Opinion | The U.S. House of Recriminations begins Biden’s impeachment - The Washington Post

Opinion The U.S. House of Recriminations begins Biden’s impeachment

Rep. Lauren Boebert (R-Colo.) at the Capitol on Wednesday. (J. Scott Applewhite/AP) 

"A couple of weeks before the midterm elections, Kevin McCarthy assured votersthat House Republicans, if given the majority, wouldn’t be so rash as to go on an impeachment binge.

“I think the country doesn’t like impeachment used for political purposes at all,” he told Punchbowl News at the time. “I think the country wants to heal,” he added, and avowed that he didn’t think anybody in the Biden administration merited impeachment proceedings.

The voters gave Republicans a chance, awarded them narrow control of the House.

And now Republicans are starting their impeachment binge.

Rep. Lauren Boebert (R-Colo.) rose in the House Tuesday evening after the last vote. “For what purpose does the gentlewoman from Colorado seek recognition?” asked the presiding officer, Rep. Russell Fry (R-S.C.).

The gentlewoman sought recognition to unveil a parliamentary maneuver that would force a vote within 48 hours on H. Res. 503, “Impeaching Joseph R. Biden Jr., president of the United States, for high crimes and misdemeanors.”

No impeachment proceedings. No investigation. No evidence. No crimes. Not so much as parking ticket. Just a willy-nilly, snap vote to impeach the president, because Boebert dislikes Biden’s immigration policies. In her mind, “President Biden has intentionally facilitated a complete and total invasion at the southern border,” she charged on the House floor.

At this, Rep. Marjorie Taylor Greene (R-Ga.) flew into a fit of jealousy because Boebert had thought to use the maneuver (called a “privileged resolution”) to force an impeachment vote before Greene got a vote on her articles of impeachment against Biden. Boebert stole her impeachment articles, Greene whined to reporters, calling Boebert that name that every kindergartner fears: “Copycat.”

Congresswoman Jewish Space Lasers then confronted Boebert on the House floor and called her a “little b----” who “copied my articles of impeachment,” according to a Daily Beast account that Greene confirmed.

But Boebert was unmoved — because she’s on a mission from God. She filed her impeachment resolution because “I am directed and led by Him … by the spirit of God,” she told the evangelical Victory Channel.

God could not be reached for comment.

McCarthy, in a closed-door meeting with Republicans Wednesday morning, pleaded with them to oppose Boebert’s flash-mob impeachment. “What majority do we want to be?” he admonished them, warning that Republicans might “give it right back in two years” if impeachment mania prevails.
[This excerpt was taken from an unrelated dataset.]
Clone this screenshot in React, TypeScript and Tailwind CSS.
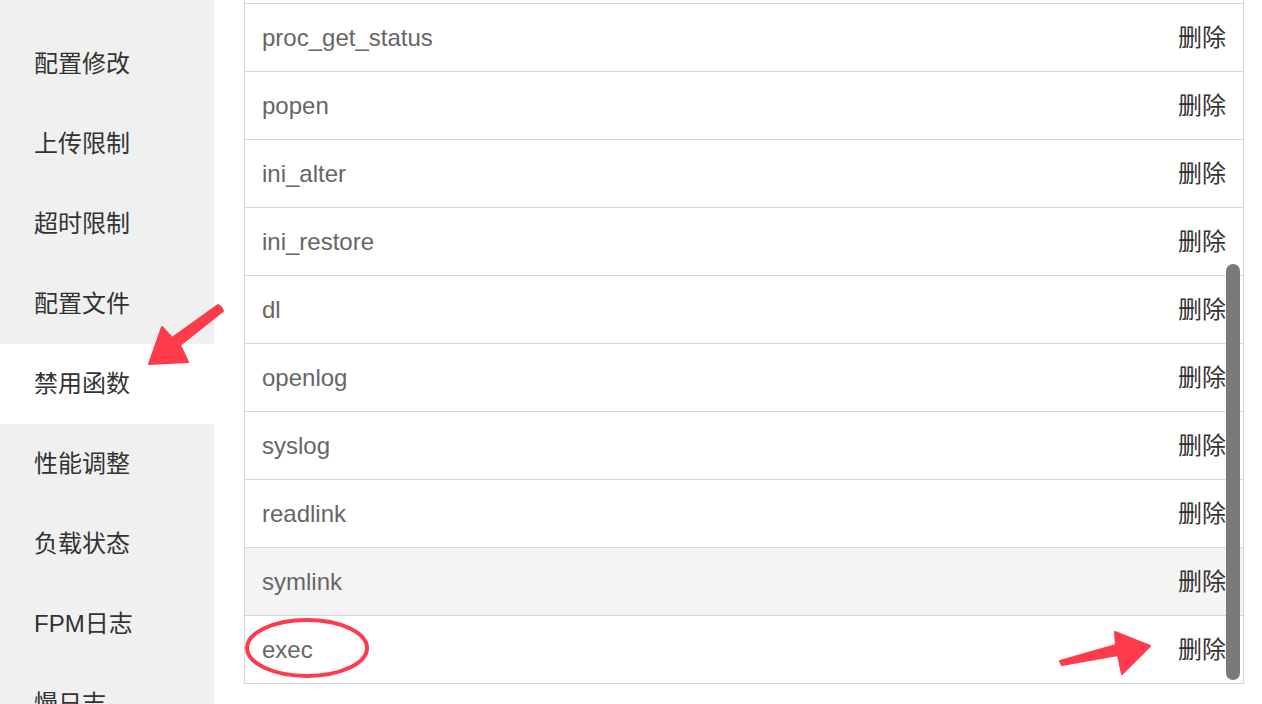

He eventually persuaded Boebert to accept a watered-down resolution delaying an impeachment vote by first sending it through the Judiciary and Homeland Security committees.

On the floor, Boebert exulted. “For the first time in 24 years, a House Republican-led majority is moving forward with impeachment proceedings against a current president,” she said. “This bill allows impeachment proceedings to proceed.”

Her GOP colleagues made clear on the floor that they saw this vote to be teeing up eventual impeachment for this “corrupt” head of the “Biden crime family syndicate” who is responsible for the “murders of countless Americans.” Vowed Rep. Chip Roy (Tex.), the Republican floor leader for the impeachment debate, “We are just beginning.”

Enduring derision from the Democratic side — “nutty,” “pathetic,” “losers” — House Republicans voted, unanimously, for what will, in effect, be the beginning of impeachment proceedings against Biden.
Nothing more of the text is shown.